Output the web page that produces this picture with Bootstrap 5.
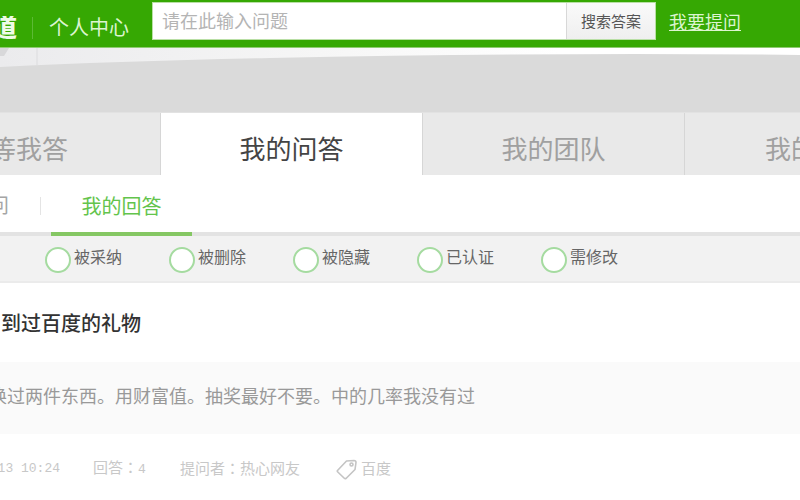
══════════
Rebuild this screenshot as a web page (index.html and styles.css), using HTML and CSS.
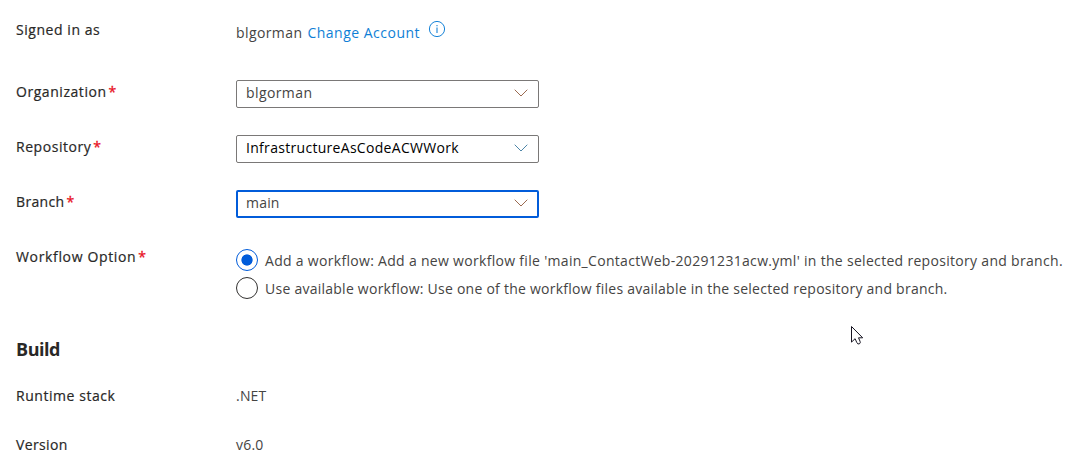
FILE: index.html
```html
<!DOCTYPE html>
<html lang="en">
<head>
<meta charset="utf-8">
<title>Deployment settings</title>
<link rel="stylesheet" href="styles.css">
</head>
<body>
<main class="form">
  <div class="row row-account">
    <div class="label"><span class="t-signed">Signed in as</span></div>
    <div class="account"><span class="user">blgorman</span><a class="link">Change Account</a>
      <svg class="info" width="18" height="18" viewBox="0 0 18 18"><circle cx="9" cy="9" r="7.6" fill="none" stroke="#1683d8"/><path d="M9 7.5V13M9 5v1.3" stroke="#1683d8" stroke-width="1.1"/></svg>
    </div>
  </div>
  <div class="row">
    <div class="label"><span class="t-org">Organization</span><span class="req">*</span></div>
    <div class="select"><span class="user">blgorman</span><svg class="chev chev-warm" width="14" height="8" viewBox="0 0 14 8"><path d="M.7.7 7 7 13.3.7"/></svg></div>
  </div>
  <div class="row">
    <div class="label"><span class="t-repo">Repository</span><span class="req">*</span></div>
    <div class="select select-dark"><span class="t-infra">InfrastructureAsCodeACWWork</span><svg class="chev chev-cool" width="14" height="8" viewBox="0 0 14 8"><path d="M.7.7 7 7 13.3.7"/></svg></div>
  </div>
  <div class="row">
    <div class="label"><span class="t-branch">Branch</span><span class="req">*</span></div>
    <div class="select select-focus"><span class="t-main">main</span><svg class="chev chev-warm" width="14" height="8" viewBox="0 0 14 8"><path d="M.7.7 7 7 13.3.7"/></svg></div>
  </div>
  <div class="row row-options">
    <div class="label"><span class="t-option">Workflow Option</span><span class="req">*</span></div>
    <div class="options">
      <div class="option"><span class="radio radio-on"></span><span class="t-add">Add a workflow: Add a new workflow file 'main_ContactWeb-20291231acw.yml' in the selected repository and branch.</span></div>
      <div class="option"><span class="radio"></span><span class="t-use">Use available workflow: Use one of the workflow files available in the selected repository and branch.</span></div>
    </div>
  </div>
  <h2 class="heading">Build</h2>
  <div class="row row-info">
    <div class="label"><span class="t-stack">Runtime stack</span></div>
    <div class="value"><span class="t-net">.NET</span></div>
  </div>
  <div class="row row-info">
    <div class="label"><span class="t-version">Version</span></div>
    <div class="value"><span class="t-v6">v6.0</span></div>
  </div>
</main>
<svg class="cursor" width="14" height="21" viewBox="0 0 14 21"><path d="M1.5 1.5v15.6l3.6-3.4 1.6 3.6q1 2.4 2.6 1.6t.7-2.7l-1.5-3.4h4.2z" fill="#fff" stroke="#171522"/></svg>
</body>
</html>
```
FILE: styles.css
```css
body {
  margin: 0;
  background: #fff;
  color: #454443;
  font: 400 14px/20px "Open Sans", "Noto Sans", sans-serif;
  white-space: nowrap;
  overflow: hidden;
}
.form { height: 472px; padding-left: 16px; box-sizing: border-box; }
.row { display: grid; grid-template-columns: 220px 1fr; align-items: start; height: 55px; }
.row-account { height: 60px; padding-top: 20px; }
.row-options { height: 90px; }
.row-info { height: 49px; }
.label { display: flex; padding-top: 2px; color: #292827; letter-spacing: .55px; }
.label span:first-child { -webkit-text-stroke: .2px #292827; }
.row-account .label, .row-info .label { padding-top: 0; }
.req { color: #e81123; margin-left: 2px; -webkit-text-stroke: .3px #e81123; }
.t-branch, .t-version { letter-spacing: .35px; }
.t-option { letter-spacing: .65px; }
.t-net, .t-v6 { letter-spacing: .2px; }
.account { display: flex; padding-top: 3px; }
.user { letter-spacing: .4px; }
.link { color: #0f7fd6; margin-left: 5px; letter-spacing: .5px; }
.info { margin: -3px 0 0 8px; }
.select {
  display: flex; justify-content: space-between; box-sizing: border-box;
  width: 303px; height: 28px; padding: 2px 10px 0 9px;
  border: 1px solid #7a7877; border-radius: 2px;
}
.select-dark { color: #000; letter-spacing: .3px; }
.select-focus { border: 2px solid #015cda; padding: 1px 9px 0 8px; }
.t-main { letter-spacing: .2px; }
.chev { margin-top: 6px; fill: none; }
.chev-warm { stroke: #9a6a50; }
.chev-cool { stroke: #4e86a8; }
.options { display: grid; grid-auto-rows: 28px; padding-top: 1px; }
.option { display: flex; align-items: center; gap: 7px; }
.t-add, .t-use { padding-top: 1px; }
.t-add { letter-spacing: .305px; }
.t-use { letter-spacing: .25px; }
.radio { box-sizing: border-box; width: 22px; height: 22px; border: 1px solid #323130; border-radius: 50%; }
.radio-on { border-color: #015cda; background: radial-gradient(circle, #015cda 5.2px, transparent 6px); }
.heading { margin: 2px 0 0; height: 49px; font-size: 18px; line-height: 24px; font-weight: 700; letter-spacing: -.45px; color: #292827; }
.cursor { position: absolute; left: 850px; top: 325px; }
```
══════════
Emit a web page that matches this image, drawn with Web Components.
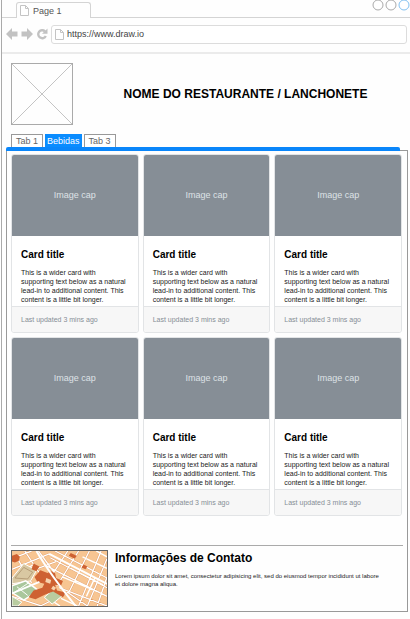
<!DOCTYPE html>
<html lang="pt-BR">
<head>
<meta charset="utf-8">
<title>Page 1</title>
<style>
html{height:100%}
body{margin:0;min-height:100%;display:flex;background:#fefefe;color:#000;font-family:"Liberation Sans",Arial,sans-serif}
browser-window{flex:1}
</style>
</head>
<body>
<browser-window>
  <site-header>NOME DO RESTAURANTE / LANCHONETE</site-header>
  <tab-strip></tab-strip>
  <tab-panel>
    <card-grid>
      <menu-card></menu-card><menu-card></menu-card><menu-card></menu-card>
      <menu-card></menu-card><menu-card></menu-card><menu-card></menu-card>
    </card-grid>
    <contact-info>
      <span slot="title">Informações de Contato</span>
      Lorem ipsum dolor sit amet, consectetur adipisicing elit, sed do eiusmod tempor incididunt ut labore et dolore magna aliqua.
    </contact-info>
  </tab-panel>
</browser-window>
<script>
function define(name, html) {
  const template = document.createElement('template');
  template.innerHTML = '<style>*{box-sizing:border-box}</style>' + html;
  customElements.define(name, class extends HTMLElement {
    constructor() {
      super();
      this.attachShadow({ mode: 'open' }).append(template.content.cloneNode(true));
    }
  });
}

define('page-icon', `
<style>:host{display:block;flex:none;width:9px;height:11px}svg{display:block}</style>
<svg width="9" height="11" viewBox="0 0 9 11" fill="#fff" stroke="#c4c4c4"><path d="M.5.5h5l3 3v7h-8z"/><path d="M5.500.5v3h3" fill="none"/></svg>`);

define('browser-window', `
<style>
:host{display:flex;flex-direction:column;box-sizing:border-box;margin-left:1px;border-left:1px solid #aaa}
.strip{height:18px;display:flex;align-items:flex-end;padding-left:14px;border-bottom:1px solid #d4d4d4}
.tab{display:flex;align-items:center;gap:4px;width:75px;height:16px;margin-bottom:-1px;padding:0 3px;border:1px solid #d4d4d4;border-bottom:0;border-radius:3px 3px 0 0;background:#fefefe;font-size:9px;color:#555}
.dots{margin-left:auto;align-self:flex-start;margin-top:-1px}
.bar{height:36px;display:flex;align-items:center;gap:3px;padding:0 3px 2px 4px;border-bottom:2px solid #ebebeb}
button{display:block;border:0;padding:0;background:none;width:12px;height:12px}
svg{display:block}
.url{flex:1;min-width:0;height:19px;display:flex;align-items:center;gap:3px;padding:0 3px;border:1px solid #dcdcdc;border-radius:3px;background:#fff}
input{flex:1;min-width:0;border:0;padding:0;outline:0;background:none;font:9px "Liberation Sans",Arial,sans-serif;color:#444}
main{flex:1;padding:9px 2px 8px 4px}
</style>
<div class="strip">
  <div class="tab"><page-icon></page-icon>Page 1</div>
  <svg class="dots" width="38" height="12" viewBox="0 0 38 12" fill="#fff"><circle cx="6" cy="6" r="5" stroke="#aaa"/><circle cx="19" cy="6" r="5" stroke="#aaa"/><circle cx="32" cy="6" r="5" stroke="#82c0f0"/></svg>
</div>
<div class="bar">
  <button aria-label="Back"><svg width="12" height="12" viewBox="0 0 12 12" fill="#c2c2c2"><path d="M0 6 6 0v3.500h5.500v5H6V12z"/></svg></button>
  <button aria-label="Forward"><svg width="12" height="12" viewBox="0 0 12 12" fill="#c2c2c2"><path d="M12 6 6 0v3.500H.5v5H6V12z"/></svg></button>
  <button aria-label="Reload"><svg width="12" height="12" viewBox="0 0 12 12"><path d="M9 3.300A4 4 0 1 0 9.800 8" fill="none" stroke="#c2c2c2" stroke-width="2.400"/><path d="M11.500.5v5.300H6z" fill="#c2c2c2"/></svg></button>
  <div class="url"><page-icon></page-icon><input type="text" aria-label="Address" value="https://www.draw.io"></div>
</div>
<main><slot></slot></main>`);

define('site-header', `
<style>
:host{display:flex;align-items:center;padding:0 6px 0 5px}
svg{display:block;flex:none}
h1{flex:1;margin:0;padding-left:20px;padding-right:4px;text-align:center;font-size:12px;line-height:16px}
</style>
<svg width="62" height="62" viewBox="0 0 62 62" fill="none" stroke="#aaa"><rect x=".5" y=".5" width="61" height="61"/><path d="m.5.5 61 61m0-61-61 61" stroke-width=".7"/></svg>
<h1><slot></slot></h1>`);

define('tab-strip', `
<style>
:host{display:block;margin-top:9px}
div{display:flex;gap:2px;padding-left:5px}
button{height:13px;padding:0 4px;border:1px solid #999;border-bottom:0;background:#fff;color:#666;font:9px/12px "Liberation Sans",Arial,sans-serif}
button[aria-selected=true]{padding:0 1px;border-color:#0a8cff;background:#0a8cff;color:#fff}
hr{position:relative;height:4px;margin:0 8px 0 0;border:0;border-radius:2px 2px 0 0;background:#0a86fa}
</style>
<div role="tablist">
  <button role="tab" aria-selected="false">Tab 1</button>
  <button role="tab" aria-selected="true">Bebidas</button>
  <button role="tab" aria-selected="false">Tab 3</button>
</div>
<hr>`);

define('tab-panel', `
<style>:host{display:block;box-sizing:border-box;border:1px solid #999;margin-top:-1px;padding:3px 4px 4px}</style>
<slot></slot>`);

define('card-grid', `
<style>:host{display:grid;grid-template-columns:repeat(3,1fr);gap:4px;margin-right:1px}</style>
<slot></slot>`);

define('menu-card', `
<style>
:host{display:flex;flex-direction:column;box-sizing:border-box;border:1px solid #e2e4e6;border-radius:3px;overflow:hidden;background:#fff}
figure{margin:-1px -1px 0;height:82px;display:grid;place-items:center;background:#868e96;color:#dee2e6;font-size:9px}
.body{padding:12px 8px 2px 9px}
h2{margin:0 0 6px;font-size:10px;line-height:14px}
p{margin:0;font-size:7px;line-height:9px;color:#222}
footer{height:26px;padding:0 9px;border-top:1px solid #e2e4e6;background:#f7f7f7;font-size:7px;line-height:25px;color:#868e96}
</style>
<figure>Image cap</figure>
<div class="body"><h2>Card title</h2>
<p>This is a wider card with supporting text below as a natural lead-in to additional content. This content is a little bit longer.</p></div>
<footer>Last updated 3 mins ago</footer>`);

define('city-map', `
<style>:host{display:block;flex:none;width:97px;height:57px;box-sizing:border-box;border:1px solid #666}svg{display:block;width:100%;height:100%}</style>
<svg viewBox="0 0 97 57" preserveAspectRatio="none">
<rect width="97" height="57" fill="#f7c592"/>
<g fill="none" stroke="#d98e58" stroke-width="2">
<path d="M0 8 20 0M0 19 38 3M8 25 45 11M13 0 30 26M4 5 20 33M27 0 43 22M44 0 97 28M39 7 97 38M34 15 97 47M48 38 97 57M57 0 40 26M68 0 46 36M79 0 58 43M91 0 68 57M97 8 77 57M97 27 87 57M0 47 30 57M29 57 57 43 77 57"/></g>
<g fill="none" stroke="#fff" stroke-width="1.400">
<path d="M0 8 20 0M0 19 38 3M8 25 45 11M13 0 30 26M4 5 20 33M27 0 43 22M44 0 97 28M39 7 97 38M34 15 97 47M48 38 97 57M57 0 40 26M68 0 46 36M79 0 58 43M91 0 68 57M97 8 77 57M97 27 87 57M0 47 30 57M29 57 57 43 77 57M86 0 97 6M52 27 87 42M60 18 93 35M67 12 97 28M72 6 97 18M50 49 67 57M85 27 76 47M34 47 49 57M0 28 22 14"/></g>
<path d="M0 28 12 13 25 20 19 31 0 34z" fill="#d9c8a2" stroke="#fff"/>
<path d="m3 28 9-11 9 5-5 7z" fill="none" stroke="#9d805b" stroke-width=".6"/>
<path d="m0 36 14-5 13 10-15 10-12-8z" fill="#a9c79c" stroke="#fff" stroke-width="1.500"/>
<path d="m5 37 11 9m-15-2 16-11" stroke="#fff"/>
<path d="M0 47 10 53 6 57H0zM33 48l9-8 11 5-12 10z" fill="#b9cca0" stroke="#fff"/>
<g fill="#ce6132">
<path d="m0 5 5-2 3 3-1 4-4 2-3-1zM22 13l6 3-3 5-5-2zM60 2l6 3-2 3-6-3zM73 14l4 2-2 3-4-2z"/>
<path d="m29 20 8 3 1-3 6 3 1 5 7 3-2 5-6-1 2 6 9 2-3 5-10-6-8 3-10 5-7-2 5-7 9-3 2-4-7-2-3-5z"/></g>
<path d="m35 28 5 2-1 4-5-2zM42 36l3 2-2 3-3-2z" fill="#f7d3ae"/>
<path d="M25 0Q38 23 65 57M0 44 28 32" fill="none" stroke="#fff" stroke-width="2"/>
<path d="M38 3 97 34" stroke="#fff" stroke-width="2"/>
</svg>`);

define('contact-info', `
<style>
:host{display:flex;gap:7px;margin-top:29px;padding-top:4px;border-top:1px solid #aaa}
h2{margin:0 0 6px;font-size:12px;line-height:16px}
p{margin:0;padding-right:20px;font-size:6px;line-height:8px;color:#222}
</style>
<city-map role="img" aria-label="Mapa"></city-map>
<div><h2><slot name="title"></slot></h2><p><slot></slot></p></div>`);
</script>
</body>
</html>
══════════
> **Written exercise**
Copy every line above that holds the word "styles".

> **Full solution**
Rebuild this screenshot as a web page (index.html and styles.css), using HTML and CSS.
<link rel="stylesheet" href="styles.css">
FILE: styles.css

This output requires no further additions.